**RECORDS PROVIDED**
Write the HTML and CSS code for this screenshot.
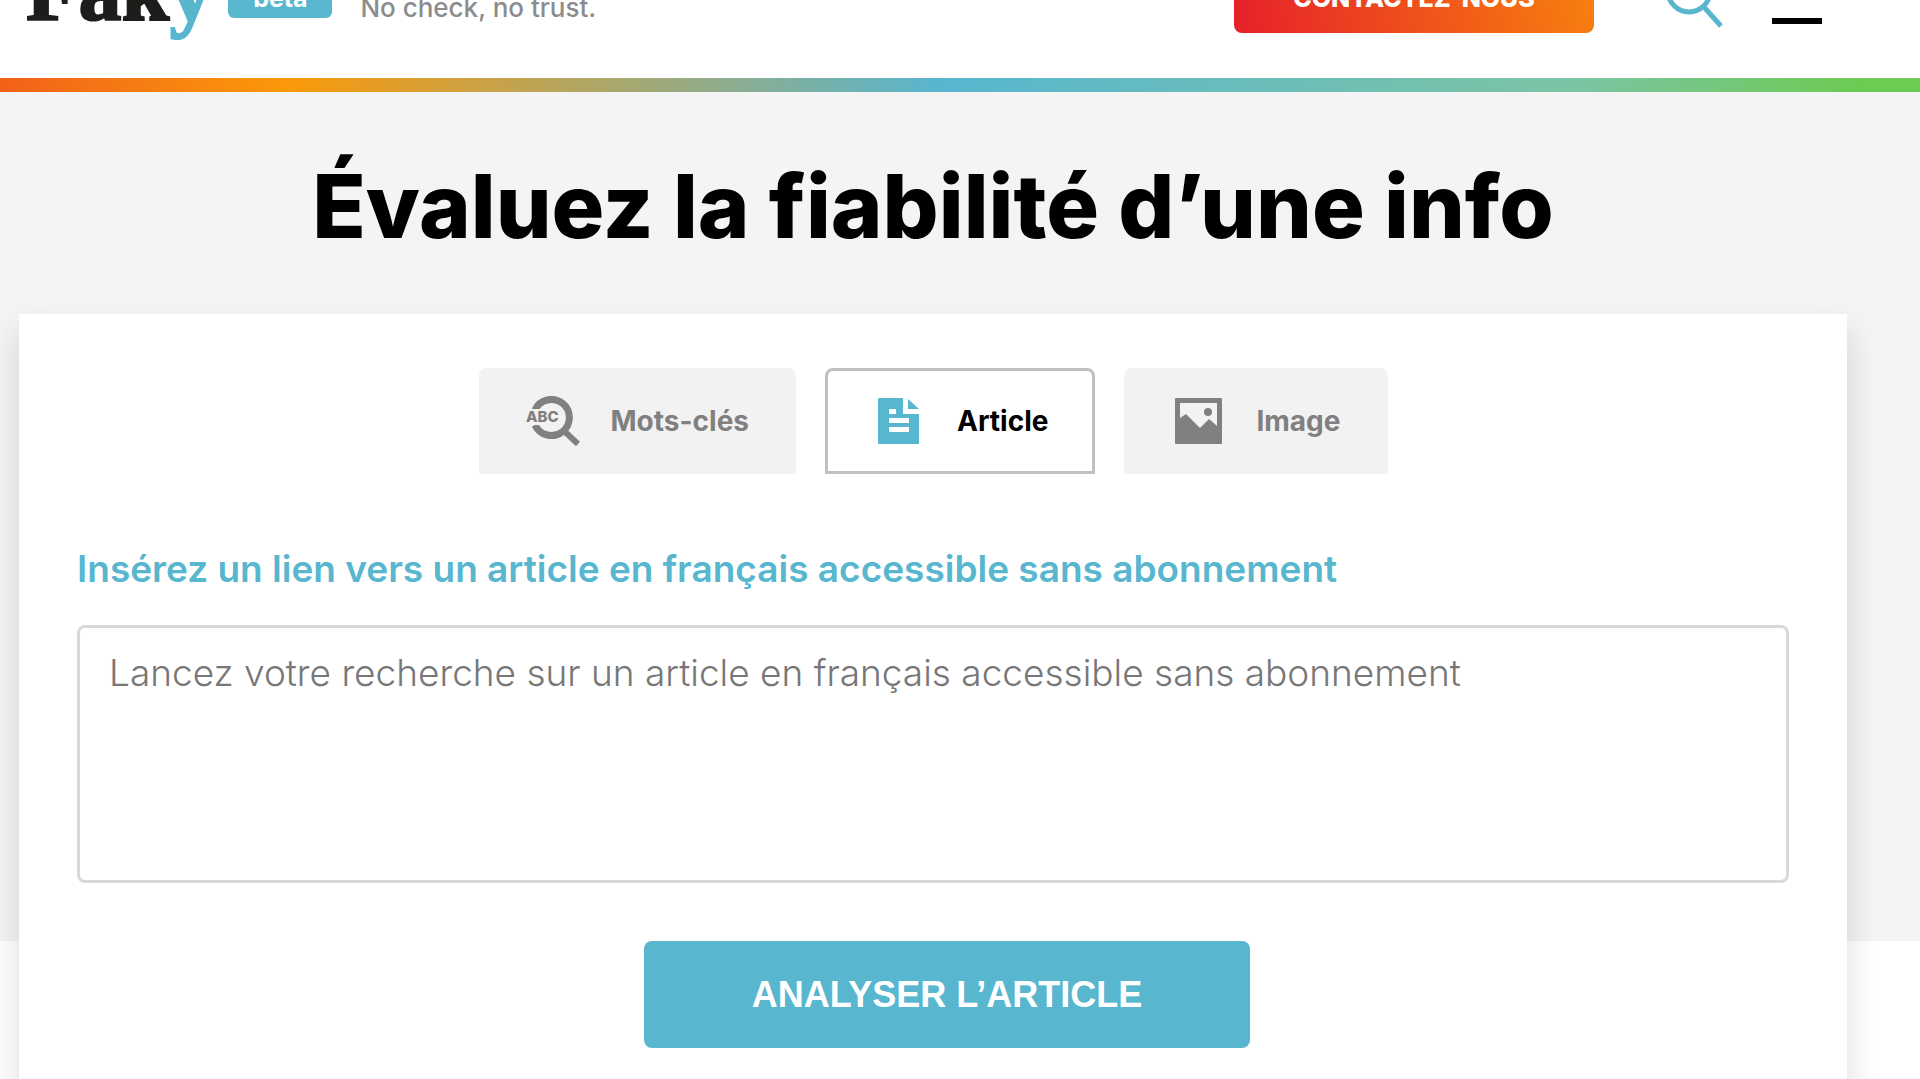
FILE: index.html
```html
<!DOCTYPE html>
<html lang="fr">
  <head>
    <meta charset="UTF-8" />
    <meta name="viewport" content="width=device-width, initial-scale=1.0" />
    <title>Faky - Évaluez la fiabilité d’une info</title>
    <link rel="stylesheet" href="styles.css">
  </head>
  <body>
    <header class="site-header">
      <a class="logo" href="#">Fak<span class="logo-y">y</span></a>
      <span class="badge">beta</span>
      <p class="tagline">No check, no trust.</p>

      <a class="contact" href="#">CONTACTEZ-NOUS</a>
      <button type="button" class="icon-button search" aria-label="Rechercher">
        <svg width="58" height="60" viewBox="0 0 58 60" fill="none" stroke="#58b6cf" stroke-width="5">
          <circle cx="23" cy="23" r="21" />
          <path d="M37 38 L55 58" />
        </svg>
      </button>
      <button type="button" class="icon-button menu" aria-label="Menu">
        <span></span>
        <span></span>
      </button>
    </header>
    <div class="rainbow"></div>

    <main>
      <h1>Évaluez la fiabilité d’une info</h1>

      <form class="card">
        <div class="tabs">
          <button type="button" class="tab">
            <svg width="54" height="50" viewBox="0 0 54 50">
              <path d="M9 14 A18 18 0 1 1 9 29" fill="none" stroke="#808080" stroke-width="7" />
              <path d="M37 34 L52 48" stroke="#808080" stroke-width="6" />
              <rect x="0" y="13" width="35" height="16" fill="#f2f2f2" />
              <text x="0" y="26" class="abc">ABC</text>
            </svg>
            Mots-clés
          </button>
          <button type="button" class="tab active">
            <svg width="54" height="46" viewBox="-6 0 54 46">
              <path d="M1 0 H25 V16 H41 V45 Q41 46 40 46 H1 Q0 46 0 45 V1 Q0 0 1 0 Z" fill="#58b6cf" />
              <path d="M30 1 V11 H41 Z" fill="#58b6cf" />
              <path d="M11 11 H18 V16 H11 Z M11 20 H31 V25 H11 Z M11 29 H31 V34 H11 Z" fill="#fff" />
            </svg>
            Article
          </button>
          <button type="button" class="tab">
            <svg width="54" height="46" viewBox="-4 0 54 46">
              <rect width="47" height="46" rx="1" fill="#808080" />
              <path d="M5 5 H42 V28 L34 21 L25 30 L11 16 L5 20 Z" fill="#f2f2f2" />
              <circle cx="33" cy="14" r="4" fill="#808080" />
            </svg>
            Image
          </button>
        </div>

        <label for="article">Insérez un lien vers un article en français accessible sans abonnement</label>
        <textarea id="article" placeholder="Lancez votre recherche sur un article en français accessible sans abonnement"></textarea>

        <div class="actions">
          <button type="submit" class="submit">ANALYSER L’ARTICLE</button>
        </div>
      </form>
    </main>
  </body>
</html>
```
FILE: styles.css
```css
* {
  box-sizing: border-box;
}

body {
  margin: 0;
  font-family: Inter, "Open Sans", sans-serif;
  background-color: #fff;
  overflow-x: hidden;
}

button {
  font-family: inherit;
  cursor: pointer;
}

svg {
  flex: none;
}

/* Header, partly scrolled out of view */
.site-header {
  display: flex;
  align-items: center;
  height: 160px;
  margin-top: -82px;
  padding: 0 98px 0 26px;
}

.logo {
  padding-bottom: 14px;
  color: #1d1d1b;
  font-family: "Liberation Serif", serif;
  font-size: 86px;
  font-weight: bold;
  line-height: 88px;
  text-decoration: none;
  -webkit-text-stroke: 2px;
}

.logo-y {
  color: #58b6cf;
}

.badge {
  width: 104px;
  margin-left: 16px;
  border-radius: 6px;
  background-color: #58b6cf;
  color: #fff;
  font-size: 25px;
  font-weight: 700;
  line-height: 40px;
  text-align: center;
}

.tagline {
  margin: 18px 0 0 28px;
  color: #8c8c8c;
  font-size: 26px;
  font-weight: 500;
}

.contact {
  width: 360px;
  margin-left: auto;
  border-radius: 8px;
  background: linear-gradient(75deg, #e6202a, #f8820e);
  color: #fff;
  font-size: 25px;
  font-weight: 800;
  line-height: 70px;
  text-align: center;
  text-decoration: none;
}

.icon-button {
  padding: 0;
  border: none;
  background: none;
}

.search {
  height: 60px;
  margin-left: 72px;
}

.menu {
  display: flex;
  flex-direction: column;
  gap: 40px;
  width: 50px;
  margin-left: 48px;
}

.menu span {
  height: 6px;
  background-color: #000;
}

.rainbow {
  height: 14px;
  background: linear-gradient(to right, #f2611a, #fb990a 15%, #58b6cf 49%, #7cc4a4 82%, #6ccb52 97%);
}

/* Grey band behind the title and most of the card */
main {
  padding: 64px 73px 0 19px;
  background: linear-gradient(#f4f4f4 849px, #fff 849px);
}

h1 {
  margin: 0 0 58px;
  font-size: 88px;
  font-weight: 800;
  line-height: 100px;
  text-align: center;
}

.card {
  padding: 54px 58px;
  background-color: #fff;
  box-shadow: 0 16px 32px rgba(0, 0, 0, 0.14);
}

.tabs {
  display: flex;
  justify-content: center;
  gap: 29px;
  margin-bottom: 73px;
}

.tab {
  display: flex;
  align-items: center;
  gap: 31px;
  height: 106px;
  padding: 0 44px;
  border: 3px solid #f2f2f2;
  border-radius: 8px 8px 0 0;
  background-color: #f2f2f2;
  color: #808080;
  font-size: 28px;
  font-weight: 700;
}

.tab.active {
  border-color: #c0c0c0;
  background-color: #fff;
  color: #000;
}

.abc {
  fill: #808080;
  font-size: 15px;
  font-weight: 800;
}

label {
  display: block;
  margin-bottom: 34px;
  color: #58b6cf;
  font-size: 37px;
  font-weight: 600;
  line-height: 44px;
}

textarea {
  display: block;
  width: 100%;
  height: 258px;
  padding: 23px 29px;
  border: 3px solid #d9d9d9;
  border-radius: 8px;
  font-family: inherit;
  font-size: 37px;
  font-weight: 300;
  line-height: 44px;
  resize: none;
}

textarea::placeholder {
  color: #777;
}

.actions {
  display: flex;
  justify-content: center;
  margin-top: 58px;
  padding-left: 28px;
}

.submit {
  width: 606px;
  height: 107px;
  border: none;
  border-radius: 8px;
  background-color: #58b6cf;
  color: #fff;
  font-family: "Liberation Sans", sans-serif;
  font-size: 36px;
  font-weight: bold;
}
```
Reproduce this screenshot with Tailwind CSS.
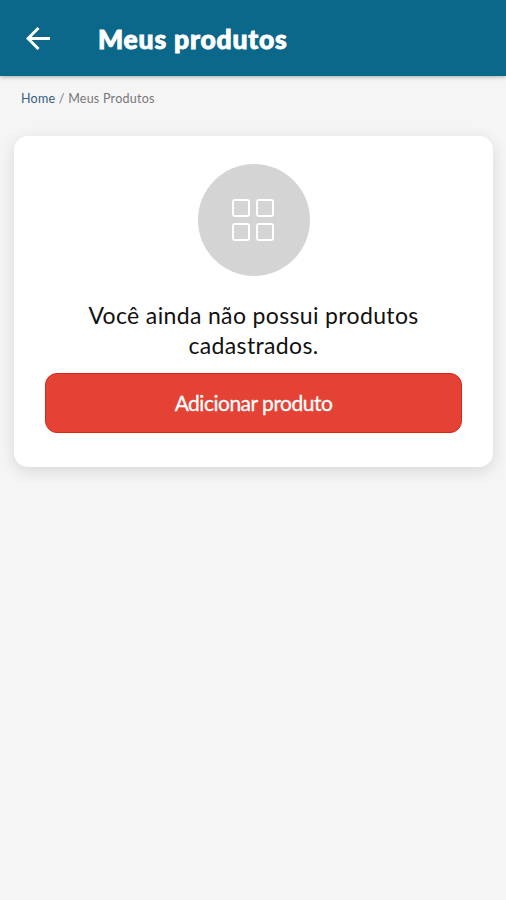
<!DOCTYPE html>
<html lang="pt-BR">
<head>
    <meta charset="UTF-8">
    <meta name="viewport" content="width=device-width, initial-scale=1.0">
    <title>Meus produtos</title>
    <script src="https://cdn.jsdelivr.net/npm/@tailwindcss/browser@4"></script>
</head>
<body class="bg-[#f5f5f5] min-h-screen font-[Lato,sans-serif]">
    <!-- Cabeçalho -->
    <header class="h-[76px] bg-[#0c688a] flex items-center pl-[26px] shadow-[0_1px_4px_rgba(0,0,0,0.3)]">
        <button type="button" aria-label="Voltar" class="w-6 h-6">
            <svg class="w-6 h-6" viewBox="0 0 24 24" fill="none" stroke="#fff" stroke-width="3">
                <path d="M24 12.5H2.5M12.5 2L2 12.5L12.5 23" />
            </svg>
        </button>
        <h1 class="ml-[48px] pt-px text-[26.5px] leading-8 font-black tracking-[0.8px] [-webkit-text-stroke:0.9px_#fff] text-white whitespace-nowrap">Meus produtos</h1>
    </header>

    <!-- Navegação -->
    <nav class="pt-[15px] pl-[21px] text-[12.5px] leading-4 tracking-[0.25px] text-[#777] whitespace-nowrap">
        <a href="#" class="text-[#34607c]">Home</a> / <span>Meus Produtos</span>
    </nav>

    <!-- Lista vazia -->
    <main class="mt-[29px] ml-[14px] mr-[13px] h-[331px] bg-white rounded-[14px] px-[31px] pt-7 flex flex-col items-center shadow-[0_4px_16px_rgba(0,0,0,0.12)]">
        <div class="w-28 h-28 rounded-full bg-[#d4d4d4] flex items-center justify-center">
            <svg class="w-[42px] h-[42px] mr-px" viewBox="0 0 42 42" fill="none" stroke="#fff" stroke-width="2">
                <rect x="1" y="1" width="16" height="16" rx="2" />
                <rect x="25" y="1" width="16" height="16" rx="2" />
                <rect x="1" y="25" width="16" height="16" rx="2" />
                <rect x="25" y="25" width="16" height="16" rx="2" />
            </svg>
        </div>
        <p class="mt-6 text-[23px] leading-[30px] tracking-[0.35px] text-center text-[#111] whitespace-nowrap">Você ainda não possui produtos<br>cadastrados.</p>
        <button type="button" class="mt-[13px] w-full h-[60px] shrink-0 rounded-xl border border-[#d9261b] bg-[#e34234] text-white text-[21px] tracking-[-0.5px] [-webkit-text-stroke:0.3px_#fff] whitespace-nowrap">Adicionar produto</button>
    </main>
</body>
</html>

**PROBLEM TO SOLVE**
State how many lines of the data include the word "this", with nothing else.

**EXPECTED ANSWER**
2